Document Type : Original Article

Authors

1 philosophy of science/ Faculty of Theology and Philosophy/ Islamic Azad University Science and Research Branch/ Tehran/Iran

2 National Research Institute for Science Policy/tehran/Iran

Abstract

The naturalistic approaches to ethics try to find some solution to problems of moral philosophy with an emphasis on finding of empirical science. One of the most famous naturalistic approaches to ethics is evolutionary approach. Evolutionary explanations of morality have always been accused of committing naturalistic fallacy. The naturalistic fallacy has two Humean and Moorian versions. Hume's reading, also known as deductive version of the naturalist fallacy, suggests that the inference of values from facts is a kind of fallacy. Moore's version of naturalistic fallacy, says that defining moral properties based on immoral properties, and in particular natural properties, is impossible. In this article, after introducing Ruse's evolutionary ethics, his reasons for not having been committed to naturalistic fallacies are brought. Then we answer this question if he really avoided the fallacies. Our answer to this question is yes.

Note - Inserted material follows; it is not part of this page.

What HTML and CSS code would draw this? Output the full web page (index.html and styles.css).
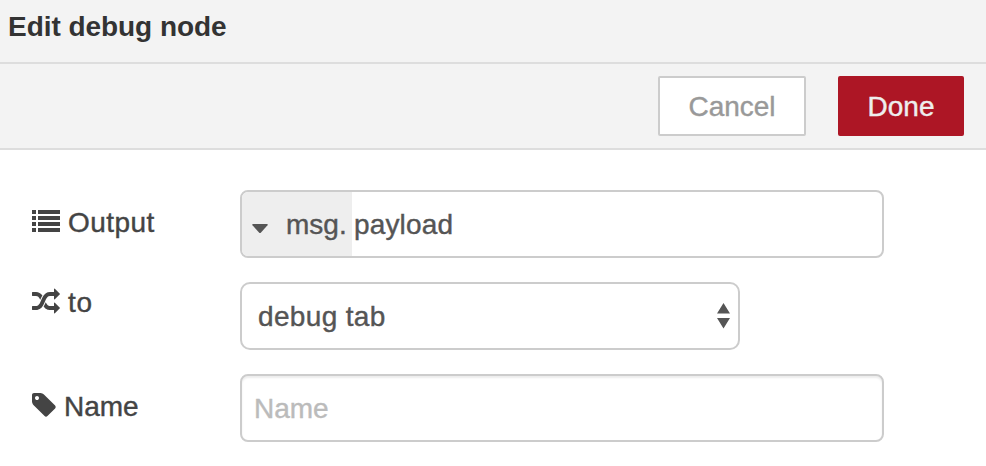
FILE: index.html
```html
<!DOCTYPE html>
<html lang="en">
<head>
<meta charset="utf-8">
<title>Edit debug node</title>
<link rel="stylesheet" href="styles.css">
</head>
<body>
<header class="title"><span class="t-title">Edit debug node</span></header>
<div class="toolbar">
  <button class="btn cancel"><span class="t-cancel">Cancel</span></button>
  <button class="btn done"><span class="t-done">Done</span></button>
</div>
<main class="form">
  <div class="row">
    <div class="label label-output">
      <svg class="icon" viewBox="0 0 28 28" shape-rendering="crispEdges"><path d="M0 3h4v4H0zM6 3h22v4H6zM0 9h4v4H0zM6 9h22v4H6zM0 15h4v4H0zM6 15h22v4H6zM0 21h4v4H0zM6 21h22v4H6z"/></svg>
      <span class="t-output">Output</span>
    </div>
    <div class="field typed">
      <div class="type">
        <svg class="caret" viewBox="0 0 16 10"><path d="M1 0h14q1.400 0 .5 1.200L9 8.500q-1 1-2 0L.5 1.200Q-.4 0 1 0z"/></svg>
        <span class="t-msg">msg.</span>
      </div>
      <span class="t-payload">payload</span>
    </div>
  </div>
  <div class="row">
    <div class="label label-to">
      <svg class="icon shuffle" viewBox="0 0 1792 1792"><path d="M666 481q-60 92-137 273-22-45-37-72.500t-40.500-63.500-51-56.500-63-35-81.500-14.500h-224q-14 0-23-9t-9-23v-192q0-14 9-23t23-9h224q250 0 410 225zm1126 799q0 14-9 23l-320 320q-9 9-23 9-13 0-22.500-9.500t-9.500-22.500v-192q-32 0-85 .5t-81 1-73-1-71-5-64-10.500-63-18.500-58-28.500-59-40-55-53.500-56-69.500q59-93 136-273 22 45 37 72.500t40.500 63.500 51 56.500 63 35 81.500 14.500h256v-192q0-14 9-23t23-9q12 0 24 10l319 319q9 9 9 23zm0-896q0 14-9 23l-320 320q-9 9-23 9-13 0-22.500-9.500t-9.500-22.500v-192h-256q-48 0-87 15t-69 45-51 61.500-45 77.500q-32 62-78 171-29 66-49.500 111t-54 105-64 100-74 83-90 68.500-106.500 42-128 16.500h-224q-14 0-23-9t-9-23v-192q0-14 9-23t23-9h224q48 0 87-15t69-45 51-61.500 45-77.500q32-62 78-171 29-66 49.500-111t54-105 64-100 74-83 90-68.500 106.500-42 128-16.500h256v-192q0-14 9-23t23-9q12 0 24 10l319 319q9 9 9 23z"/></svg>
      <span class="t-to">to</span>
    </div>
    <div class="field select">
      <span class="t-tab">debug tab</span>
      <svg class="arrows" viewBox="0 0 13 26"><path d="M6.500 0L13 10.500H0zM0 15h13L6.500 25.500z"/></svg>
    </div>
  </div>
  <div class="row">
    <div class="label label-name">
      <svg class="icon tag" viewBox="128 0 1536 1792"><path d="M576 448q0-53-37.500-90.500t-90.500-37.500-90.500 37.500-37.500 90.500 37.500 90.500 90.500 37.500 90.500-37.500 37.500-90.500zm1067 576q0 53-37 90l-491 492q-39 37-91 37-53 0-90-37l-715-716q-38-37-64.500-101t-26.500-117v-416q0-52 38-90t90-38h416q53 0 117 26.500t102 64.500l715 714q37 39 37 91z"/></svg>
      <span class="t-name">Name</span>
    </div>
    <div class="field name"><span class="t-ph">Name</span></div>
  </div>
</main>
</body>
</html>
```
FILE: styles.css
```css
* { box-sizing: border-box; }
body {
  margin: 0;
  height: 466px;
  overflow: hidden;
  background: #fff;
  color: #444;
  font: 28px/40px "Helvetica Neue", "Liberation Sans", Arial, sans-serif;
  -webkit-text-stroke: 0.4px currentColor;
}
span { white-space: nowrap; }
svg { display: block; flex: none; fill: currentColor; }
.title {
  height: 64px;
  padding: 7px 8px 0;
  background: #f3f3f3;
  border-bottom: 2px solid #ddd;
  color: #333;
  font-weight: bold;
  letter-spacing: -0.05px;
  -webkit-text-stroke: 0;
}
.toolbar {
  display: flex;
  justify-content: flex-end;
  gap: 32px;
  height: 86px;
  padding: 12px 22px 0 0;
  background: #f3f3f3;
  border-bottom: 2px solid #ddd;
}
.btn {
  height: 60px;
  padding: 2px 0 0;
  border: 2px solid #ccc;
  border-radius: 2px;
  font: inherit;
  -webkit-text-stroke: inherit;
}
.cancel { width: 148px; background: #fff; color: #999; }
.done { width: 126px; background: #ad1625; border-color: #ad1625; color: #eee; }
.form {
  display: flex;
  flex-direction: column;
  gap: 24px;
  padding: 40px 0 0 32px;
}
.row { display: grid; grid-template-columns: 208px auto; justify-content: start; height: 68px; }
.label { display: flex; align-items: flex-start; gap: 8px; height: 40px; }
.label span { margin-top: 1px; }
.label-output { margin-top: 12px; }
.label-to { margin-top: 0; }
.label-name { margin-top: 12px; }
.icon { width: 28px; height: 28px; margin-top: 5px; }
.shuffle { margin-top: 5.5px; }
.tag { width: 24px; }
.t-output { letter-spacing: 0.45px; }
.t-to { letter-spacing: 0.8px; }
.field {
  display: flex;
  align-items: center;
  width: 644px;
  height: 68px;
  border: 2px solid #ccc;
  border-radius: 8px;
  background: #fff;
  color: #555;
  overflow: hidden;
}
.field span { padding-top: 2px; }
.type {
  display: flex;
  align-items: center;
  width: 110px;
  height: 64px;
  padding-left: 10px;
  gap: 18px;
  background: #eee;
}
.caret { width: 16px; height: 10px; margin-top: 10px; }
.t-payload { margin-left: 2px; letter-spacing: 0.15px; }
.t-tab { letter-spacing: 0.35px; }
.select { width: 500px; justify-content: space-between; padding: 0 8px 0 16px; border-radius: 10px; }
.arrows { width: 13px; height: 26px; }
.name { padding-left: 12px; color: #bbb; box-shadow: inset 0 2px 2px rgba(0, 0, 0, 0.075); }
```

But, along with critics like Rottscheafer and Martinsen, we will show that the cost of avoiding these fallacies has been to discarding the objectivity of ethics.Would Ruse without endorsing an illusionary and subjective account of morality avoid the naturalistic fallacy? We will demonstrate that such a reading can be offered by giving a greater role to culture. Thus, the purpose of the article is to oppose the Ruse's illusionary readings of morality and to defend an objectivist reading. In our opinion, elements of this reading can also be found in the work of the Ruse himself and will be offered at the end of the article.